Depoliticizing Lebanon’s bureaucracies is equally vital. The hiring freeze must be lifted, and recruitment should be based on qualifications rather than sectarian or party quotas. Reform of the Civil Service Board is essential for restructuring public administration so that ministries serve the state, not political factions. As long as bureaucrats remain loyal to parties, ministerial rotation will not improve governance.
Another critical step is regulating the parallel government of consultants, which currently wields disproportionate influence. When ministers rotate, their consultants—who often hold key institutional knowledge—leave with them, causing administrative vacuums. To remedy this, the government must formalize hiring and oversight of consultants to ensure they are not politically appointed power brokers. Limiting the use of externally funded consultants who operate beyond public accountability is also necessary to safeguard ministries from being controlled by private rather than public interests.

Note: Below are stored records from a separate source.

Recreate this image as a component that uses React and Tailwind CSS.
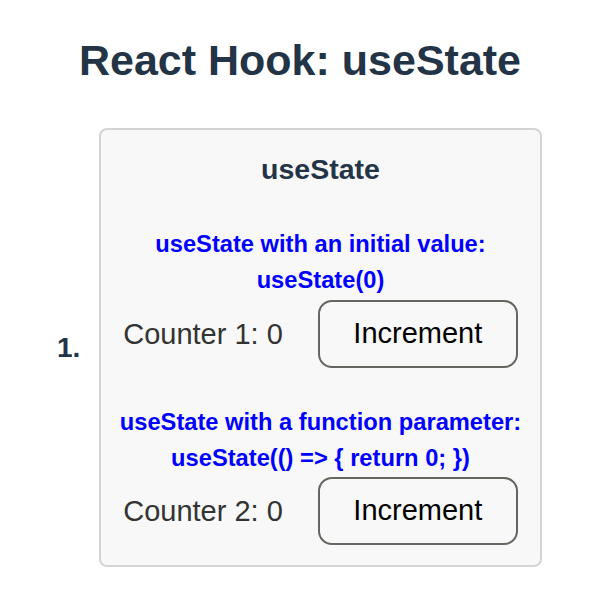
import React, { useState } from "react";

const CounterRow = ({ label, value, onIncrement }) => (
  <div className="flex items-center justify-center gap-[35px]">
    <span className="text-[29px] text-[#333333] leading-[34px]">
      {label}: {value}
    </span>
    <button
      onClick={onIncrement}
      className="w-[200px] h-[68px] border-2 border-[#666660] rounded-[14px] text-[29px] text-black bg-transparent"
    >
      Increment
    </button>
  </div>
);

const App = () => {
  const [count1, setCount1] = useState(0);
  const [count2, setCount2] = useState(() => {
    return 0;
  });

  return (
    <div className="w-[600px] h-[600px] bg-white font-['Liberation_Sans',Arial,sans-serif]">
      {/* Page title */}
      <h1 className="pt-[35px] text-center text-[43px] leading-[50px] font-bold text-[#233446]">
        React Hook: useState
      </h1>

      <div className="flex items-center mt-[43px] pl-[57px]">
        <span className="w-[42px] text-[28px] font-bold text-[#233446]">1.</span>

        {/* Card */}
        <div className="w-[443px] bg-[#f8f8f8] border-2 border-[#d4d4d4] rounded-[8px] pt-[23px] pb-[20px]">
          <h2 className="text-center text-[28.5px] leading-[32px] font-bold text-[#233446]">
            useState
          </h2>

          <p className="mt-[41px] text-center text-[23.7px] leading-[36px] font-bold text-[#0000ff]">
            useState with an initial value:
            <br />
            useState(0)
          </p>
          <div className="mt-[2px]">
            <CounterRow label="Counter 1" value={count1} onIncrement={() => setCount1(count1 + 1)} />
          </div>

          <p className="mt-[36px] text-center text-[23.7px] leading-[36px] font-bold text-[#0000ff]">
            useState with a function parameter:
            <br />
            {"useState(() => { return 0; })"}
          </p>
          <div className="mt-[1px]">
            <CounterRow label="Counter 2" value={count2} onIncrement={() => setCount2((c) => c + 1)} />
          </div>
        </div>
      </div>
    </div>
  );
};

export default App;
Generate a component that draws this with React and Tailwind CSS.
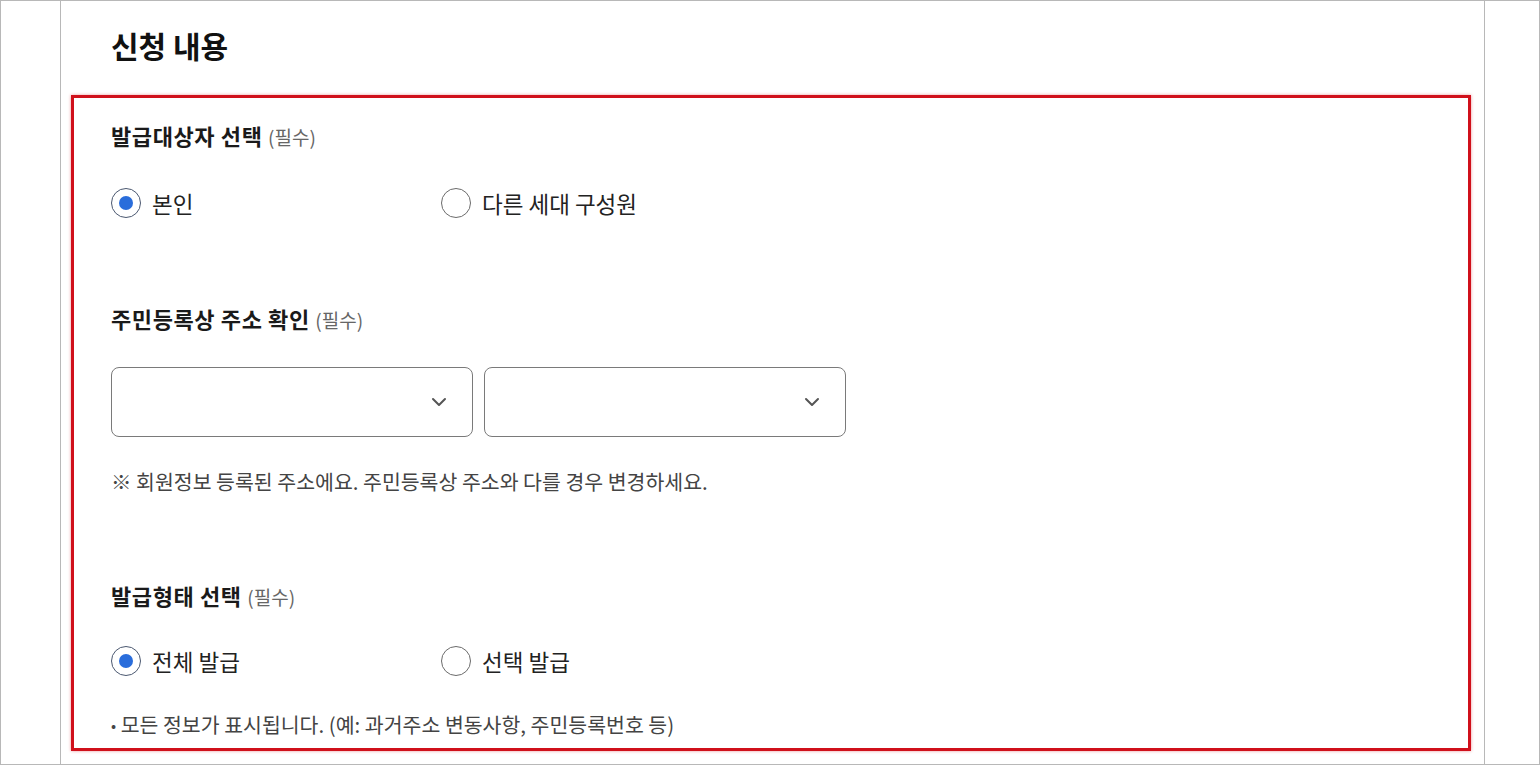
import React, { useState } from 'react';

const font = { fontFamily: '"Noto Sans CJK KR", "Noto Sans", sans-serif' };

const Radio = ({ checked, label, onClick }) => (
  <button type="button" onClick={onClick} className="flex items-center gap-[11px] w-[330px] text-left">
    <span
      className={
        'flex items-center justify-center w-[30px] h-[30px] rounded-full border bg-white ' +
        (checked ? 'border-[#4b5870]' : 'border-[#6b6b6b]')
      }
    >
      {checked && <span className="w-[14px] h-[14px] rounded-full bg-[#2a6ddb]" />}
    </span>
    <span className="text-[22.5px] leading-[30px] text-[#222]">{label}</span>
  </button>
);

const Label = ({ children, className }) => (
  <h3 className={'text-[22px] leading-[28px] font-bold tracking-[0.6px] text-[#1a1a1a] ' + className}>
    {children} <span className="text-[19px] font-normal tracking-normal text-[#666]">(필수)</span>
  </h3>
);

const SelectBox = () => (
  <div className="flex items-center justify-end w-[362px] h-[70px] border border-[#7a7a7a] rounded-[8px] bg-white pr-[25px]">
    <svg width="16" height="10" viewBox="0 0 16 10" fill="none">
      <path d="M2 2l6 6 6-6" stroke="#555" strokeWidth="2" strokeLinecap="round" strokeLinejoin="round" />
    </svg>
  </div>
);

const App = () => {
  const [target, setTarget] = useState('self');
  const [type, setType] = useState('all');

  return (
    <div style={font} className="w-[1540px] h-[765px] border border-[#b8b8b8] bg-white flex">
      <div className="w-[59px] shrink-0" />
      <div className="w-[1425px] shrink-0 border-x border-[#b8b8b8] pl-[10px] pr-[13px]">
        <h2 className="text-[30px] leading-[40px] font-bold text-[#111] pl-[40px] pt-[24px] pb-[30px]">신청 내용</h2>
        <div className="border-[3px] border-[#d0101b] shadow-[0_0_3px_rgba(210,20,30,0.45)] pl-[37px] pt-[23px] pb-[9px]">
          <Label>발급대상자 선택</Label>
          <div className="flex mt-[37px]">
            <Radio checked={target === 'self'} label="본인" onClick={() => setTarget('self')} />
            <Radio checked={target === 'other'} label="다른 세대 구성원" onClick={() => setTarget('other')} />
          </div>

          <Label className="mt-[86px]">주민등록상 주소 확인</Label>
          <div className="flex gap-[11px] mt-[33px]">
            <SelectBox />
            <SelectBox />
          </div>
          <p className="text-[20.5px] leading-[28px] text-[#444] mt-[30px]">
            ※ 회원정보 등록된 주소에요. 주민등록상 주소와 다를 경우 변경하세요.
          </p>

          <Label className="mt-[86px]">발급형태 선택</Label>
          <div className="flex mt-[35px]">
            <Radio checked={type === 'all'} label="전체 발급" onClick={() => setType('all')} />
            <Radio checked={type === 'pick'} label="선택 발급" onClick={() => setType('pick')} />
          </div>
          <p className="text-[20.5px] leading-[28px] text-[#444] mt-[34px]">
            <span className="text-[15px] align-[2px]">•</span> 모든 정보가 표시됩니다. (예: 과거주소 변동사항, 주민등록번호 등)
          </p>
        </div>
      </div>
    </div>
  );
};

export default App;
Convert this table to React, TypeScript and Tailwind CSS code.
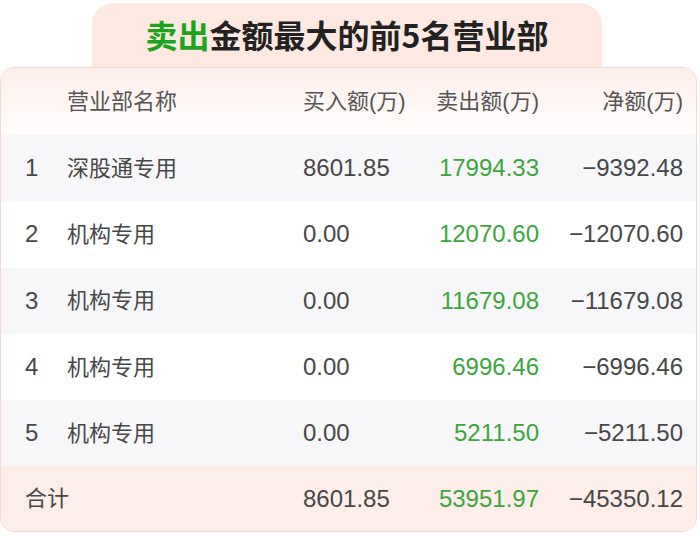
import React from "react";

const rows = [
  { i: "1", name: "深股通专用", buy: "8601.85", sell: "17994.33", net: "−9392.48" },
  { i: "2", name: "机构专用", buy: "0.00", sell: "12070.60", net: "−12070.60" },
  { i: "3", name: "机构专用", buy: "0.00", sell: "11679.08", net: "−11679.08" },
  { i: "4", name: "机构专用", buy: "0.00", sell: "6996.46", net: "−6996.46" },
  { i: "5", name: "机构专用", buy: "0.00", sell: "5211.50", net: "−5211.50" },
];

const font = { fontFamily: '"Liberation Sans", "Noto Sans CJK SC", sans-serif' };

export default function App() {
  return (
    <div className="w-[700px] h-[536px] bg-white overflow-hidden pt-[3px] pr-[3px]" style={font}>
      <div className="flex pl-[92px]">
        <div className="w-[510px] h-[64px] bg-[#fde9e1] rounded-t-[22px] flex items-center justify-center pb-[3px]">
          <span className="text-[32px] font-bold text-[#222] leading-none" style={{ fontFamily: '"Noto Sans CJK SC", sans-serif' }}>
            <span className="text-[#1ea31e]">卖出</span>金额最大的前5名营业部
          </span>
        </div>
      </div>
      <div className="border border-[#f6d8d3] rounded-[14px] overflow-hidden bg-white">
        <div className="h-[67px] flex items-center bg-gradient-to-b from-[#fdefeb] to-[#fffdfc] text-[22px] text-[#555]">
          <div className="w-[66px]" />
          <div className="w-[236px]">营业部名称</div>
          <div className="w-[107px]">买入额(万)</div>
          <div className="w-[129px] text-right">卖出额(万)</div>
          <div className="w-[144px] text-right">净额(万)</div>
        </div>
        {rows.map((r, idx) => (
          <div
            key={idx}
            className={`h-[66.3px] flex items-center text-[#474747] ${idx % 2 === 0 ? "bg-[#f7f7f9]" : "bg-white"}`}
          >
            <div className="w-[66px] pl-[24px] text-[24px]">{r.i}</div>
            <div className="w-[236px] text-[22px]">{r.name}</div>
            <div className="w-[107px] text-[24px]">{r.buy}</div>
            <div className="w-[129px] text-right text-[24px] text-[#3ca63c]">{r.sell}</div>
            <div className="w-[144px] text-right text-[24px]">{r.net}</div>
          </div>
        ))}
        <div className="h-[65px] flex items-center bg-[#fdeeea] text-[#474747]">
          <div className="w-[302px] pl-[24px] text-[22px]">合计</div>
          <div className="w-[107px] text-[24px]">8601.85</div>
          <div className="w-[129px] text-right text-[24px] text-[#3ca63c]">53951.97</div>
          <div className="w-[144px] text-right text-[24px]">−45350.12</div>
        </div>
      </div>
    </div>
  );
}
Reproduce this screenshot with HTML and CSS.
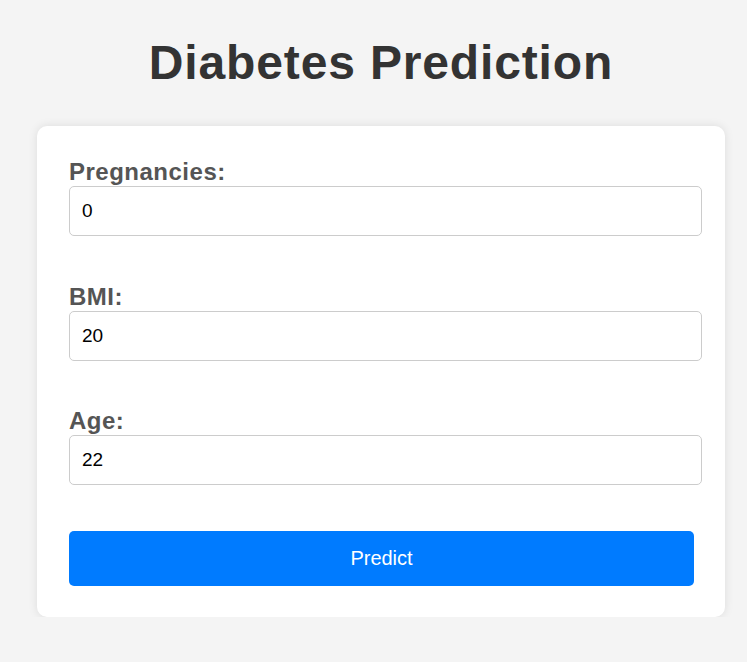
FILE: index.html
```html
<!DOCTYPE html>
<html lang="en">
<head>
<meta charset="utf-8">
<title>Diabetes Prediction</title>
<link rel="stylesheet" href="styles.css">
</head>
<body>
<div class="page">
  <h1 class="title">Diabetes Prediction</h1>
  <form class="card">
    <div class="field">
      <label class="label" for="preg">Pregnancies:</label>
      <input class="input" id="preg" type="text" value="0">
    </div>
    <div class="field">
      <label class="label" for="bmi">BMI:</label>
      <input class="input" id="bmi" type="text" value="20">
    </div>
    <div class="field">
      <label class="label" for="age">Age:</label>
      <input class="input" id="age" type="text" value="22">
    </div>
    <button class="btn" type="button">Predict</button>
  </form>
</div>
</body>
</html>
```

FILE: styles.css
```css
* { box-sizing: border-box; }
html, body { margin: 0; padding: 0; }
body {
  background: #f4f4f4;
  font-family: "Liberation Sans", Arial, sans-serif;
}
.page {
  width: 688px;
  margin-left: 37px;
  padding-top: 33px;
}
.title {
  margin: 0 0 34px;
  text-align: center;
  font-size: 48px;
  line-height: 59px;
  font-weight: bold;
  letter-spacing: 0.85px;
  color: #333;
}
.card {
  background: #fff;
  border-radius: 10px;
  box-shadow: 0 0 10px rgba(0, 0, 0, 0.1);
  padding: 32px 32px 31px;
}
.field {
  margin-bottom: 47px;
}
.field:nth-child(2),
.field:nth-child(3) {
  margin-bottom: 46px;
}
.label {
  display: block;
  font-size: 24px;
  line-height: 28px;
  font-weight: bold;
  letter-spacing: 0.5px;
  color: #555;
}
.input {
  display: block;
  width: 633px;
  height: 50px;
  margin: 0;
  padding: 0 12px;
  border: 1px solid #ccc;
  border-radius: 5px;
  background: #fff;
  font-family: "Liberation Sans", Arial, sans-serif;
  font-size: 19px;
  color: #000;
  outline: none;
}
.btn {
  display: block;
  width: 625px;
  height: 55px;
  margin: 0;
  border: none;
  border-radius: 5px;
  background: #007bff;
  color: #fff;
  font-family: "Liberation Sans", Arial, sans-serif;
  font-size: 20px;
  cursor: pointer;
}
```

Finally, Lebanon must commit to a reform agenda that endures beyond political cycles. Ministerial rotation can only be effective if embedded within a broader, multi-year reform strategy that remains in place regardless of who holds power. This entails binding agreements with international donors and financial institutions that obligate each government to continue agreed-upon reforms. Transparency measures must also enable citizens to track these commitments and hold officials accountable. Absent such structural changes, rotation will persist as a political maneuver that reinforces—rather than dismantles—Lebanon’s entrenched system.